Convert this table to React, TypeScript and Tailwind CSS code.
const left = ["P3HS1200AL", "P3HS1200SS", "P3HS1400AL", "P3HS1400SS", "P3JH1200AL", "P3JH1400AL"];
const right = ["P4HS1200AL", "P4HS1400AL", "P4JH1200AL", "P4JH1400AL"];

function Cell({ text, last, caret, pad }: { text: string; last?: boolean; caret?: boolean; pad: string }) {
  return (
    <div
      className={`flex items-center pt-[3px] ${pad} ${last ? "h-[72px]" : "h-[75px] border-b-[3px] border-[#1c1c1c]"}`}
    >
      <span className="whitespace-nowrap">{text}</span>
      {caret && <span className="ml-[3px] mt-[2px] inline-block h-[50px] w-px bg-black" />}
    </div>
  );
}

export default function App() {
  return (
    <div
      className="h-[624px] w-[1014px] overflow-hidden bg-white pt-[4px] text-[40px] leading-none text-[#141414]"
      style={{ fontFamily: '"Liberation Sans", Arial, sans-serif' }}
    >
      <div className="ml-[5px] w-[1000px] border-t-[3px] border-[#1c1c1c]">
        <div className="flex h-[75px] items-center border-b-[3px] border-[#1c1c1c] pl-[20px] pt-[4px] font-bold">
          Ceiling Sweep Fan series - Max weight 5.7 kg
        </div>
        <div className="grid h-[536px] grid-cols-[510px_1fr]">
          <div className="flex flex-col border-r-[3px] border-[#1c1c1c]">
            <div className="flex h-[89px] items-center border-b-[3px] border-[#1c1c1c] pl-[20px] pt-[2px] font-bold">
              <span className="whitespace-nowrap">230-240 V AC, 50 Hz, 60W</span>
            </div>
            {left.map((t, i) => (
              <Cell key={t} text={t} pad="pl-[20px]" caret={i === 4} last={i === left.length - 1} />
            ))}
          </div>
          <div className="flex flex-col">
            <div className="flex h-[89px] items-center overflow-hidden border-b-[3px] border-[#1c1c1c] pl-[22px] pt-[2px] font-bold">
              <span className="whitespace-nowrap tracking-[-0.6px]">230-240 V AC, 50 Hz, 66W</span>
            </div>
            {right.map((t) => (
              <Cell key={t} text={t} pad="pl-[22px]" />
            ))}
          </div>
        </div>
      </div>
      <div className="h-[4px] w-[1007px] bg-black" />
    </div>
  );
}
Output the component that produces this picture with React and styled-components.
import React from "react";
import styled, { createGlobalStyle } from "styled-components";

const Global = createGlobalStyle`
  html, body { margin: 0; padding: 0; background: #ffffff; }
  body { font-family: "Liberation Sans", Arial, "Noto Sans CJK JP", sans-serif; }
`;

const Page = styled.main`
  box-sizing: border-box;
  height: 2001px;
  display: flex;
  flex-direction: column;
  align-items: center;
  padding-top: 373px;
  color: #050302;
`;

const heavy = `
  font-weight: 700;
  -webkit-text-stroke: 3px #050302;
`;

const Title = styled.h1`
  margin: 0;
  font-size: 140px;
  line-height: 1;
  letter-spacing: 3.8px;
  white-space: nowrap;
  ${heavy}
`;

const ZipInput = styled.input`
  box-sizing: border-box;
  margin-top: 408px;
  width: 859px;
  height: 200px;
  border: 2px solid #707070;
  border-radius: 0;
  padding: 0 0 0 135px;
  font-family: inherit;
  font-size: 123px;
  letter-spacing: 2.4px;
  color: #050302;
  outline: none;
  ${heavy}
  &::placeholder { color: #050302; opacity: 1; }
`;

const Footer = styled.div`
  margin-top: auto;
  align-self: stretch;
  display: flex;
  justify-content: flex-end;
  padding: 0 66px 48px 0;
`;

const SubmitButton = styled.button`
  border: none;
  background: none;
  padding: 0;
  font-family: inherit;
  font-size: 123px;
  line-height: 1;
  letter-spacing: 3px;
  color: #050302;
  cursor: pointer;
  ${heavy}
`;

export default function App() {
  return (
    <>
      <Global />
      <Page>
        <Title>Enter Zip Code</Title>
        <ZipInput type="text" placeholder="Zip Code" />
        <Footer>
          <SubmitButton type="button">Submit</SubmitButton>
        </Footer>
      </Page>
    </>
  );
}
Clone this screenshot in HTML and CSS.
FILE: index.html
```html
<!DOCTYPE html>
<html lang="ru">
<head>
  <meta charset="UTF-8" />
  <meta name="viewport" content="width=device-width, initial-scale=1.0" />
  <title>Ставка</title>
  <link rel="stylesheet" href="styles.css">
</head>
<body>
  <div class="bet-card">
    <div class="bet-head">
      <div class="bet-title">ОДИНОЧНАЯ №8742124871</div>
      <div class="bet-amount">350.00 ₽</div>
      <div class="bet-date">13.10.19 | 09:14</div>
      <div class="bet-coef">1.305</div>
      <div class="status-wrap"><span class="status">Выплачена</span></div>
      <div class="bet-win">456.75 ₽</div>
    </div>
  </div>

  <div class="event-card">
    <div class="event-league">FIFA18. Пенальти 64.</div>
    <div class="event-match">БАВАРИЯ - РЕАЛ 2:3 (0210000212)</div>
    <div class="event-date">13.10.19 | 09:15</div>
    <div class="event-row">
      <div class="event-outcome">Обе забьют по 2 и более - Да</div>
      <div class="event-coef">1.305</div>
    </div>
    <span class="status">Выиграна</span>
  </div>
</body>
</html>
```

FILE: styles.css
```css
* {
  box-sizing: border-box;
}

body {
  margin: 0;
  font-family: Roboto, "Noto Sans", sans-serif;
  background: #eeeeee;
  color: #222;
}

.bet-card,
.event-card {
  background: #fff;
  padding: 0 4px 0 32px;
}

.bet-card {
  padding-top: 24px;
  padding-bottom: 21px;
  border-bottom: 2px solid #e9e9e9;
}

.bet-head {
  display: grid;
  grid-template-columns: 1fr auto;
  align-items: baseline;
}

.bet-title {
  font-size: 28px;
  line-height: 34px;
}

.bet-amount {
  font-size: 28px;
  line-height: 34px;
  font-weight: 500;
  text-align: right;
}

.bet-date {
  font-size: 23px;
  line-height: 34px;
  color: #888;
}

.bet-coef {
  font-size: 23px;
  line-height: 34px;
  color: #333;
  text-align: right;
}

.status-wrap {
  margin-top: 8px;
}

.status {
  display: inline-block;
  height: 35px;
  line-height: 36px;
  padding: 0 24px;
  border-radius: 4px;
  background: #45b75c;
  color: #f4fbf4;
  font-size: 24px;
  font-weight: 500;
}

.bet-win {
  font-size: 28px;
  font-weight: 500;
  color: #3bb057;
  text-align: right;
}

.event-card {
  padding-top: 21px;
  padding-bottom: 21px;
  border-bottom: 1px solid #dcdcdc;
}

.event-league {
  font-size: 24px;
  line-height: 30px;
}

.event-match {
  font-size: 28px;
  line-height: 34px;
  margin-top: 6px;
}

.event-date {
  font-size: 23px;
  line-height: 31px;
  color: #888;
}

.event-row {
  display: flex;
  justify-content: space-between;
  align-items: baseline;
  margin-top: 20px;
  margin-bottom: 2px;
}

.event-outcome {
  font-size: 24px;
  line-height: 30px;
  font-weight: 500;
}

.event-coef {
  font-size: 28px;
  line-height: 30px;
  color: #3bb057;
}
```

+ + + +

Give a word-for-word copy of the records.

Convert this table to React, TypeScript and Tailwind CSS code.
const left = ["P3HS1200AL", "P3HS1200SS", "P3HS1400AL", "P3HS1400SS", "P3JH1200AL", "P3JH1400AL"];
const right = ["P4HS1200AL", "P4HS1400AL", "P4JH1200AL", "P4JH1400AL"];

function Cell({ text, last, caret, pad }: { text: string; last?: boolean; caret?: boolean; pad: string }) {
  return (
    <div
      className={`flex items-center pt-[3px] ${pad} ${last ? "h-[72px]" : "h-[75px] border-b-[3px] border-[#1c1c1c]"}`}
    >
      <span className="whitespace-nowrap">{text}</span>
      {caret && <span className="ml-[3px] mt-[2px] inline-block h-[50px] w-px bg-black" />}
    </div>
  );
}

export default function App() {
  return (
    <div
      className="h-[624px] w-[1014px] overflow-hidden bg-white pt-[4px] text-[40px] leading-none text-[#141414]"
      style={{ fontFamily: '"Liberation Sans", Arial, sans-serif' }}
    >
      <div className="ml-[5px] w-[1000px] border-t-[3px] border-[#1c1c1c]">
        <div className="flex h-[75px] items-center border-b-[3px] border-[#1c1c1c] pl-[20px] pt-[4px] font-bold">
          Ceiling Sweep Fan series - Max weight 5.7 kg
        </div>
        <div className="grid h-[536px] grid-cols-[510px_1fr]">
          <div className="flex flex-col border-r-[3px] border-[#1c1c1c]">
            <div className="flex h-[89px] items-center border-b-[3px] border-[#1c1c1c] pl-[20px] pt-[2px] font-bold">
              <span className="whitespace-nowrap">230-240 V AC, 50 Hz, 60W</span>
            </div>
            {left.map((t, i) => (
              <Cell key={t} text={t} pad="pl-[20px]" caret={i === 4} last={i === left.length - 1} />
            ))}
          </div>
          <div className="flex flex-col">
            <div className="flex h-[89px] items-center overflow-hidden border-b-[3px] border-[#1c1c1c] pl-[22px] pt-[2px] font-bold">
              <span className="whitespace-nowrap tracking-[-0.6px]">230-240 V AC, 50 Hz, 66W</span>
            </div>
            {right.map((t) => (
              <Cell key={t} text={t} pad="pl-[22px]" />
            ))}
          </div>
        </div>
      </div>
      <div className="h-[4px] w-[1007px] bg-black" />
    </div>
  );
}
Output the component that produces this picture with React and styled-components.
import React from "react";
import styled, { createGlobalStyle } from "styled-components";

const Global = createGlobalStyle`
  html, body { margin: 0; padding: 0; background: #ffffff; }
  body { font-family: "Liberation Sans", Arial, "Noto Sans CJK JP", sans-serif; }
`;

const Page = styled.main`
  box-sizing: border-box;
  height: 2001px;
  display: flex;
  flex-direction: column;
  align-items: center;
  padding-top: 373px;
  color: #050302;
`;

const heavy = `
  font-weight: 700;
  -webkit-text-stroke: 3px #050302;
`;

const Title = styled.h1`
  margin: 0;
  font-size: 140px;
  line-height: 1;
  letter-spacing: 3.8px;
  white-space: nowrap;
  ${heavy}
`;

const ZipInput = styled.input`
  box-sizing: border-box;
  margin-top: 408px;
  width: 859px;
  height: 200px;
  border: 2px solid #707070;
  border-radius: 0;
  padding: 0 0 0 135px;
  font-family: inherit;
  font-size: 123px;
  letter-spacing: 2.4px;
  color: #050302;
  outline: none;
  ${heavy}
  &::placeholder { color: #050302; opacity: 1; }
`;

const Footer = styled.div`
  margin-top: auto;
  align-self: stretch;
  display: flex;
  justify-content: flex-end;
  padding: 0 66px 48px 0;
`;

const SubmitButton = styled.button`
  border: none;
  background: none;
  padding: 0;
  font-family: inherit;
  font-size: 123px;
  line-height: 1;
  letter-spacing: 3px;
  color: #050302;
  cursor: pointer;
  ${heavy}
`;

export default function App() {
  return (
    <>
      <Global />
      <Page>
        <Title>Enter Zip Code</Title>
        <ZipInput type="text" placeholder="Zip Code" />
        <Footer>
          <SubmitButton type="button">Submit</SubmitButton>
        </Footer>
      </Page>
    </>
  );
}
Clone this screenshot in HTML and CSS.
FILE: index.html
```html
<!DOCTYPE html>
<html lang="ru">
<head>
  <meta charset="UTF-8" />
  <meta name="viewport" content="width=device-width, initial-scale=1.0" />
  <title>Ставка</title>
  <link rel="stylesheet" href="styles.css">
</head>
<body>
  <div class="bet-card">
    <div class="bet-head">
      <div class="bet-title">ОДИНОЧНАЯ №8742124871</div>
      <div class="bet-amount">350.00 ₽</div>
      <div class="bet-date">13.10.19 | 09:14</div>
      <div class="bet-coef">1.305</div>
      <div class="status-wrap"><span class="status">Выплачена</span></div>
      <div class="bet-win">456.75 ₽</div>
    </div>
  </div>

  <div class="event-card">
    <div class="event-league">FIFA18. Пенальти 64.</div>
    <div class="event-match">БАВАРИЯ - РЕАЛ 2:3 (0210000212)</div>
    <div class="event-date">13.10.19 | 09:15</div>
    <div class="event-row">
      <div class="event-outcome">Обе забьют по 2 и более - Да</div>
      <div class="event-coef">1.305</div>
    </div>
    <span class="status">Выиграна</span>
  </div>
</body>
</html>
```

FILE: styles.css
```css
* {
  box-sizing: border-box;
}

body {
  margin: 0;
  font-family: Roboto, "Noto Sans", sans-serif;
  background: #eeeeee;
  color: #222;
}

.bet-card,
.event-card {
  background: #fff;
  padding: 0 4px 0 32px;
}

.bet-card {
  padding-top: 24px;
  padding-bottom: 21px;
  border-bottom: 2px solid #e9e9e9;
}

.bet-head {
  display: grid;
  grid-template-columns: 1fr auto;
  align-items: baseline;
}

.bet-title {
  font-size: 28px;
  line-height: 34px;
}

.bet-amount {
  font-size: 28px;
  line-height: 34px;
  font-weight: 500;
  text-align: right;
}

.bet-date {
  font-size: 23px;
  line-height: 34px;
  color: #888;
}

.bet-coef {
  font-size: 23px;
  line-height: 34px;
  color: #333;
  text-align: right;
}

.status-wrap {
  margin-top: 8px;
}

.status {
  display: inline-block;
  height: 35px;
  line-height: 36px;
  padding: 0 24px;
  border-radius: 4px;
  background: #45b75c;
  color: #f4fbf4;
  font-size: 24px;
  font-weight: 500;
}

.bet-win {
  font-size: 28px;
  font-weight: 500;
  color: #3bb057;
  text-align: right;
}

.event-card {
  padding-top: 21px;
  padding-bottom: 21px;
  border-bottom: 1px solid #dcdcdc;
}

.event-league {
  font-size: 24px;
  line-height: 30px;
}

.event-match {
  font-size: 28px;
  line-height: 34px;
  margin-top: 6px;
}

.event-date {
  font-size: 23px;
  line-height: 31px;
  color: #888;
}

.event-row {
  display: flex;
  justify-content: space-between;
  align-items: baseline;
  margin-top: 20px;
  margin-bottom: 2px;
}

.event-outcome {
  font-size: 24px;
  line-height: 30px;
  font-weight: 500;
}

.event-coef {
  font-size: 28px;
  line-height: 30px;
  color: #3bb057;
}
```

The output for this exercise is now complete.